Parameters:	deep (boolean, optional) – If True, will return the parameters for this estimator and contained subobjects that are estimators.
Returns:	params – Parameter names mapped to their values.
Return type:	mapping of string to any

predict(X)[source]¶

Predict classes for X.

Parameters:	X (array-like, shape=(n_samples, n_features)) – The input samples. If `X.dtype == np.uint8`, the data is assumed to be pre-binned and the estimator must have been fitted with pre-binned data.
Returns:	y – The predicted classes.
Return type:	array, shape (n_samples,)

predict_proba(X)[source]¶

Predict class probabilities for X.

Parameters:	X (array-like, shape=(n_samples, n_features)) – The input samples. If `X.dtype == np.uint8`, the data is assumed to be pre-binned and the estimator must have been fitted with pre-binned data.
Returns:	p – The class probabilities of the input samples.
Return type:	array, shape (n_samples, n_classes)

score(X, y, sample_weight=None)¶

Returns the mean accuracy on the given test data and labels.

In multi-label classification, this is the subset accuracy which is a harsh metric since you require for each sample that each label set be correctly predicted.
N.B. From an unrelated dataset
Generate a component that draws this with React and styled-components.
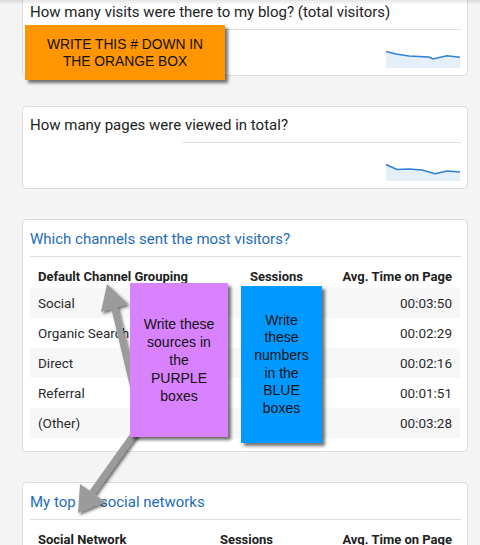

Parameters:	X (array-like, shape = (n_samples, n_features)) – Test samples. y (array-like, shape = (n_samples) or (n_samples, n_outputs)) – True labels for X. sample_weight (array-like, shape = [n_samples], optional) – Sample weights.
Returns:	score – Mean accuracy of self.predict(X) wrt. y.
Return type:	float

set_params(**params)¶

Set the parameters of this estimator.

The method works on simple estimators as well as on nested objects (such as pipelines). The latter have parameters of the form <component>__<parameter> so that it’s possible to update each component of a nested object.

Returns:
Return type:	self

class pygbm.gradient_boosting.GradientBoostingRegressor(loss='least_squares', learning_rate=0.1, max_iter=100, max_leaf_nodes=31, max_depth=None, min_samples_leaf=20, l2_regularization=0.0, max_bins=256, scoring=None, validation_split=0.1, n_iter_no_change=5, tol=1e-07, verbose=0, random_state=None)[source]¶

Scikit-learn compatible Gradient Boosting Tree for regression.